Mathias Wargon, chef de service des urgences SMUR de l’hôpital Delafontaine de Saint-Denis (Seine-Saint-Denis) dresse un constat alarmant sur la situation des urgences en France, alors que le plan hôpital est attendu pour la rentrée.

"On demande [au milieu hospitalier] de tenir dans un système qui s'effondre, on ne va plus y arriver", met en garde Mathias Wargon, chef de service des urgences SMUR de l’hôpital Delafontaine de Saint-Denis (Seine-Saint-Denis) sur franceinfo, mardi 21 août. La ministre Agnès Buzyn doit présenter à la rentrée une réforme globale très attendue du système de santé

franceinfo : Cet été a-t-il été difficile au centre hospitalier de Saint-Denis ?

Mathias Wargon Oui, l'été a été difficile, mais il a suivi un hiver difficile. On a fait face aux mêmes problèmes qu'habituellement. Heureusement, la canicule ne s'est pas trop mal passée, avec quand même une augmentation de patients fragiles. Pas forcément liée à la canicule en elle-même, mais des patients qui étaient fatigués. Mais le problème ce n'est plus cet été, le problème c'est l'hiver prochain. On nous demande de tenir dans un système qui s'effondre et on ne va plus y arriver. On a l'impression d'être le dernier maillon de la chaîne et le dernier maillon de la chaîne va craquer.

Avec notamment des problèmes de remplacements et des plannings très difficiles à tenir ?

Des plannings impossibles à tenir. Soit on tient des plannings impossibles, avec des gens qui vont finir par s'arrêter ou démissionner ; soit on ne tient pas les plannings et, dans ces cas-là, on ferme des lits. Cela veut dire des patients qui restent aux urgences, qui sont sur des lits aux urgences. Et donc soit on augmente la durée de séjour, soit on risque la vie.

Qu'attendez-vous de ce plan hôpital ?

Personnellement, je n'en attends pas grand-chose, je ne pense pas qu'il va y avoir de révolution. Cela fait 25 ans qu'on voit le système se dégrader. On a mis des moyens aux urgences pour pallier des problèmes extérieurs et il y a un moment, ça ne tient plus.
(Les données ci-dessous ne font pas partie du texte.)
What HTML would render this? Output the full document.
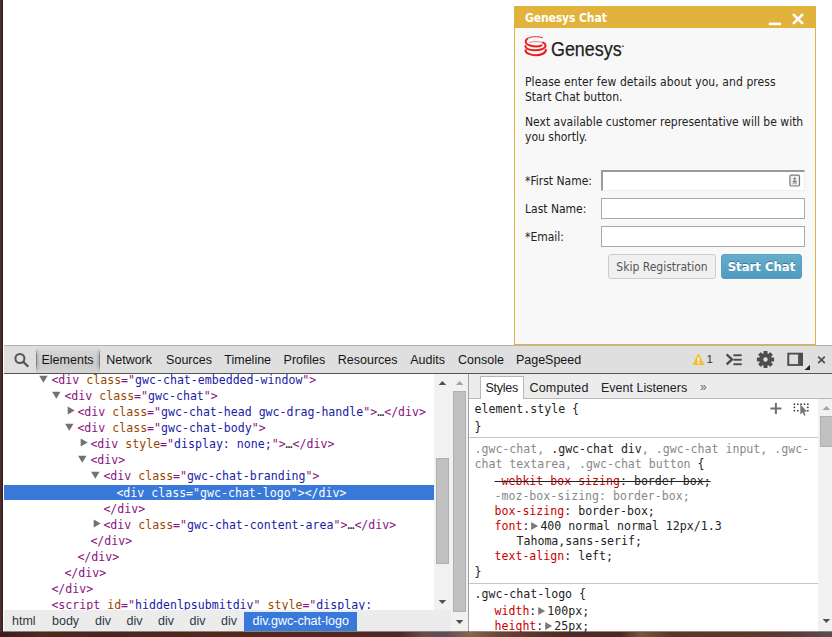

Le système public se dégrade fortement. Une situation concrète, par exemple : dans les hôpitaux psychiatriques, les patients restent des heures, voire plus de 24 heures, attachés sur un brancard parce que les conditions de sécurité ne sont pas réunies. Il y a des patients qui passent des nuits aux urgences, ou alors parce qu'on fait un effort, on les hospitalise, mais en chirurgie, alors que ce sont des patients de médecine générale, ils ne sont donc pas correctement pris en charge. Moi, je n'arrive plus à embaucher de médecins français, parce qu'ils trouvent des boulots mieux payés, moins difficiles à l'extérieur, sans gardes, sans week-end. Donc je n'embauche plus que des médecins étrangers, qui sont compétents, mais cela veut dire que l'on ne trouve plus de médecins français. 

Le gouvernement n'envisage pas de faire d'économies, mais n'envisage pas non plus de mettre plus d'argent dans l'hôpital. Il s'agit donc de faire mieux avec autant, qu'en pensez-vous ?

Je ne sais pas comment ils vont faire, ils sont sûrement plus intelligents que moi. Moi, ce que je sais, c'est qu'il y a en permanence un double discours qui dit, d'un côté que oui, on va améliorer l'hôpital public ; et de l'autre, les agences régionales de santé, qui sont des monstres bureaucratiques, nous demandent de faire plus d'économies, de faire plus attention. On est pris entre le marteau et l'enclume.